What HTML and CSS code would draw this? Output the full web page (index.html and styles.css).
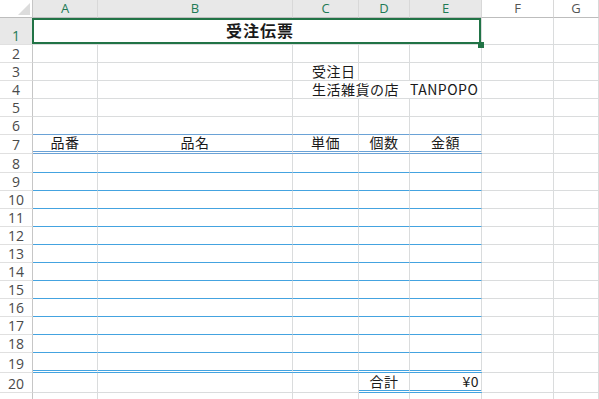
FILE: index.html
```html
<!DOCTYPE html>
<html>
  <head>
    <title>受注伝票</title>
    <link rel="stylesheet" href="styles.css">
  </head>
  <body>
    <div class="sheet">
      <div class="row hdr-row">
        <div class="corner"></div>
        <div class="ch sel">A</div>
        <div class="ch sel">B</div>
        <div class="ch sel">C</div>
        <div class="ch sel">D</div>
        <div class="ch sel">E</div>
        <div class="ch">F</div>
        <div class="ch">G</div>
      </div>
      <div class="row title-row">
        <div class="rh sel">1</div>
        <div class="c title-cell">受注伝票</div>
        <div class="c"></div>
        <div class="c"></div>
      </div>
      <div class="row">
        <div class="rh">2</div>
        <div class="c"></div><div class="c"></div><div class="c"></div><div class="c"></div><div class="c"></div><div class="c"></div><div class="c"></div>
      </div>
      <div class="row">
        <div class="rh">3</div>
        <div class="c"></div><div class="c"></div>
        <div class="c indent">受注日</div>
        <div class="c"></div><div class="c"></div><div class="c"></div><div class="c"></div>
      </div>
      <div class="row">
        <div class="rh">4</div>
        <div class="c"></div><div class="c"></div>
        <div class="c indent shop">生活雑貨の店&nbsp;&nbsp;&nbsp;TANPOPO</div>
        <div class="c"></div><div class="c"></div>
      </div>
      <div class="row">
        <div class="rh">5</div>
        <div class="c"></div><div class="c"></div><div class="c"></div><div class="c"></div><div class="c"></div><div class="c"></div><div class="c"></div>
      </div>
      <div class="row">
        <div class="rh">6</div>
        <div class="c bh"></div><div class="c bh"></div><div class="c bh"></div><div class="c bh"></div><div class="c bh"></div>
        <div class="c"></div><div class="c"></div>
      </div>
      <div class="row tall">
        <div class="rh">7</div>
        <div class="c dh ctr">品番</div>
        <div class="c dh ctr">品名</div>
        <div class="c dh ctr">単価</div>
        <div class="c dh ctr">個数</div>
        <div class="c dh ctr">金額</div>
        <div class="c"></div><div class="c"></div>
      </div>
      <div class="row tall">
        <div class="rh">8</div>
        <div class="c bl"></div><div class="c bl"></div><div class="c bl"></div><div class="c bl"></div><div class="c bl"></div>
        <div class="c"></div><div class="c"></div>
      </div>
      <div class="row">
        <div class="rh">9</div>
        <div class="c bl"></div><div class="c bl"></div><div class="c bl"></div><div class="c bl"></div><div class="c bl"></div>
        <div class="c"></div><div class="c"></div>
      </div>
      <div class="row">
        <div class="rh">10</div>
        <div class="c bl"></div><div class="c bl"></div><div class="c bl"></div><div class="c bl"></div><div class="c bl"></div>
        <div class="c"></div><div class="c"></div>
      </div>
      <div class="row">
        <div class="rh">11</div>
        <div class="c bl"></div><div class="c bl"></div><div class="c bl"></div><div class="c bl"></div><div class="c bl"></div>
        <div class="c"></div><div class="c"></div>
      </div>
      <div class="row">
        <div class="rh">12</div>
        <div class="c bl"></div><div class="c bl"></div><div class="c bl"></div><div class="c bl"></div><div class="c bl"></div>
        <div class="c"></div><div class="c"></div>
      </div>
      <div class="row">
        <div class="rh">13</div>
        <div class="c bl"></div><div class="c bl"></div><div class="c bl"></div><div class="c bl"></div><div class="c bl"></div>
        <div class="c"></div><div class="c"></div>
      </div>
      <div class="row">
        <div class="rh">14</div>
        <div class="c bl"></div><div class="c bl"></div><div class="c bl"></div><div class="c bl"></div><div class="c bl"></div>
        <div class="c"></div><div class="c"></div>
      </div>
      <div class="row">
        <div class="rh">15</div>
        <div class="c bl"></div><div class="c bl"></div><div class="c bl"></div><div class="c bl"></div><div class="c bl"></div>
        <div class="c"></div><div class="c"></div>
      </div>
      <div class="row">
        <div class="rh">16</div>
        <div class="c bl"></div><div class="c bl"></div><div class="c bl"></div><div class="c bl"></div><div class="c bl"></div>
        <div class="c"></div><div class="c"></div>
      </div>
      <div class="row">
        <div class="rh">17</div>
        <div class="c bl"></div><div class="c bl"></div><div class="c bl"></div><div class="c bl"></div><div class="c bl"></div>
        <div class="c"></div><div class="c"></div>
      </div>
      <div class="row">
        <div class="rh">18</div>
        <div class="c bl"></div><div class="c bl"></div><div class="c bl"></div><div class="c bl"></div><div class="c bl"></div>
        <div class="c"></div><div class="c"></div>
      </div>
      <div class="row dbl">
        <div class="rh">19</div>
        <div class="c dl"></div><div class="c dl"></div><div class="c dl"></div><div class="c dl"></div><div class="c dl"></div>
        <div class="c"></div><div class="c"></div>
      </div>
      <div class="row dbl">
        <div class="rh">20</div>
        <div class="c"></div><div class="c"></div><div class="c"></div>
        <div class="c dl ctr">合計</div>
        <div class="c dl rt">¥0</div>
        <div class="c"></div><div class="c"></div>
      </div>
      <div class="row">
        <div class="rh"></div>
        <div class="c"></div><div class="c"></div><div class="c"></div><div class="c"></div><div class="c"></div><div class="c"></div><div class="c"></div>
      </div>
    </div>
  </body>
</html>
```
FILE: styles.css
```css
body {
  margin: 0;
  background-color: #ffffff;
  overflow: hidden;
}
.sheet {
  width: 599px;
  font-family: "Noto Sans CJK JP", "Noto Sans", sans-serif;
  color: #1a1a1a;
}
.row {
  display: grid;
  grid-template-columns: 33px 65px 195px 66px 51px 72px 72px 1fr;
  height: 18px;
}
.row > div {
  box-sizing: border-box;
}
.hdr-row {
  height: 18px;
}
.title-row {
  height: 27px;
}
.tall {
  height: 19px;
}
.dbl {
  height: 20px;
}

/* headers */
.corner {
  position: relative;
  border-right: 1px solid #c6c6c6;
  border-bottom: 1px solid #bdbdbd;
}
.corner::after {
  content: "";
  position: absolute;
  right: 2px;
  bottom: 2px;
  border-left: 12px solid transparent;
  border-bottom: 12px solid #dcdcdc;
}
.ch {
  border-right: 1px solid #d8d8d8;
  border-bottom: 1px solid #bdbdbd;
  font-family: "Open Sans", "Noto Sans", sans-serif;
  font-size: 13px;
  line-height: 17px;
  text-align: center;
  color: #555555;
}
.ch.sel {
  background-color: #e8e8e8;
  color: #1e7a55;
}
.rh {
  display: flex;
  align-items: flex-end;
  justify-content: center;
  border-right: 1px solid #c6c6c6;
  border-bottom: 1px solid #e0e0e0;
  font-family: "Open Sans", "Noto Sans", sans-serif;
  font-size: 14px;
  line-height: 15px;
  padding-bottom: 1px;
  color: #4a4a4a;
}
.rh.sel {
  background-color: #e8e8e8;
  color: #1e7a55;
}

/* cells */
.c {
  display: flex;
  align-items: flex-end;
  border-right: 1px solid #dadcdd;
  border-bottom: 1px solid #dadcdd;
  padding: 0 2px 1px;
  font-size: 14px;
  letter-spacing: 0.5px;
  line-height: 15px;
  white-space: nowrap;
}
.ctr {
  justify-content: center;
}
.rt {
  justify-content: flex-end;
}
.indent {
  padding-left: 19px;
}
.shop {
  grid-column: span 3;
}
.title-cell {
  grid-column: span 5;
  position: relative;
  align-items: center;
  justify-content: center;
  font-size: 16px;
  font-weight: bold;
  letter-spacing: 1px;
  padding: 0 0 1px 6px;
}
.title-cell::before {
  content: "";
  position: absolute;
  top: 0;
  left: -1px;
  right: 0;
  bottom: 0;
  border: 2px solid #217346;
}
.title-cell::after {
  content: "";
  position: absolute;
  right: -3px;
  bottom: -4px;
  width: 6px;
  height: 6px;
  background-color: #217346;
}

/* borders */
.bh {
  border-bottom-color: #6aa2d6;
}
.dh {
  border-bottom: 3px double #6aa2d6;
}
.bl {
  border-bottom-color: #44a3e0;
}
.dl {
  border-bottom: 3px double #44a3e0;
}
```
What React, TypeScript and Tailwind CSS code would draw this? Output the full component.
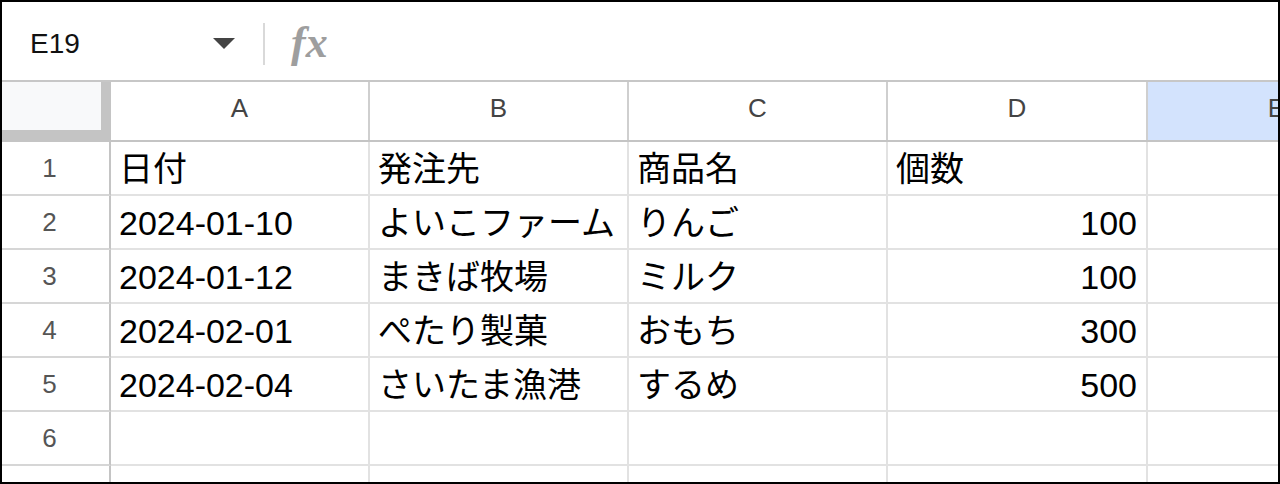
import React from "react";

const cols = ["A", "B", "C", "D", "E"];
const rows: { n: number; cells: (string | null)[] }[] = [
  { n: 1, cells: ["日付", "発注先", "商品名", "個数", null] },
  { n: 2, cells: ["2024-01-10", "よいこファーム", "りんご", "100", null] },
  { n: 3, cells: ["2024-01-12", "まきば牧場", "ミルク", "100", null] },
  { n: 4, cells: ["2024-02-01", "ぺたり製菓", "おもち", "300", null] },
  { n: 5, cells: ["2024-02-04", "さいたま漁港", "するめ", "500", null] },
  { n: 6, cells: [null, null, null, null, null] },
  { n: 7, cells: [null, null, null, null, null] },
];

const colW = ["w-[259px]", "w-[259px]", "w-[259px]", "w-[260px]", "w-[259px]"];

export default function App() {
  return (
    <div className="w-[1280px] h-[484px] border-2 border-black bg-white overflow-hidden font-['Liberation_Sans','Noto_Sans_CJK_JP',sans-serif] text-black">
      {/* toolbar */}
      <div className="h-[80px] border-b-2 border-[#c7c7c7] flex items-center pt-[6px]">
        <div className="w-[205px] pl-[28px] text-[28px] leading-none text-[#111]">E19</div>
        <svg width="22" height="11" viewBox="0 0 22 11" className="ml-[6px] -mt-[2px]">
          <path d="M0 0 L22 0 L11 11 Z" fill="#444" />
        </svg>
        <div className="ml-[28px] w-[2px] h-[42px] bg-[#d9d9d9]" />
        <div className="ml-[26px] text-[44px] leading-none italic font-semibold text-[#9e9e9e] font-['Liberation_Serif',serif] -mt-[2px]">
          fx
        </div>
      </div>
      {/* header row */}
      <div className="flex h-[60px] border-b-2 border-[#c4c4c4]">
        <div className="w-[109px] shrink-0 flex bg-[#f8f9fa]">
          <div className="w-[99px] flex flex-col">
            <div className="flex-1" />
            <div className="h-[10px] bg-[#c4c4c4]" />
          </div>
          <div className="w-[10px] bg-[#c4c4c4]" />
        </div>
        {cols.map((c, i) => (
          <div
            key={c}
            className={`${colW[i]} shrink-0 flex items-center justify-center pb-[6px] text-[26px] leading-none text-[#444] border-r-2 border-[#cfcfcf] ${
              c === "E" ? "bg-[#d3e3fd]" : "bg-white"
            }`}
          >
            {c}
          </div>
        ))}
      </div>
      {/* body rows */}
      {rows.map((r) => (
        <div key={r.n} className="flex h-[54px]">
          <div className="w-[109px] shrink-0 flex items-center justify-center pr-[12px] text-[26px] leading-none text-[#555] border-r-2 border-b-2 border-r-[#c4c4c4] border-b-[#d6d6d6] bg-white">
            {r.n}
          </div>
          {r.cells.map((v, i) => (
            <div
              key={i}
              className={`${colW[i]} shrink-0 flex items-center pt-[2px] text-[34px] leading-none whitespace-nowrap overflow-hidden border-r-2 border-b-2 border-[#e2e2e2] ${
                i === 3 && r.n > 1 ? "justify-end pr-[9px]" : "pl-[8px]"
              }`}
            >
              {v}
            </div>
          ))}
        </div>
      ))}
    </div>
  );
}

────

### EXERCISE DETAILS
Count up the lines in the listing that hold the word "full", and give that number only.

### TASK ANSWER
2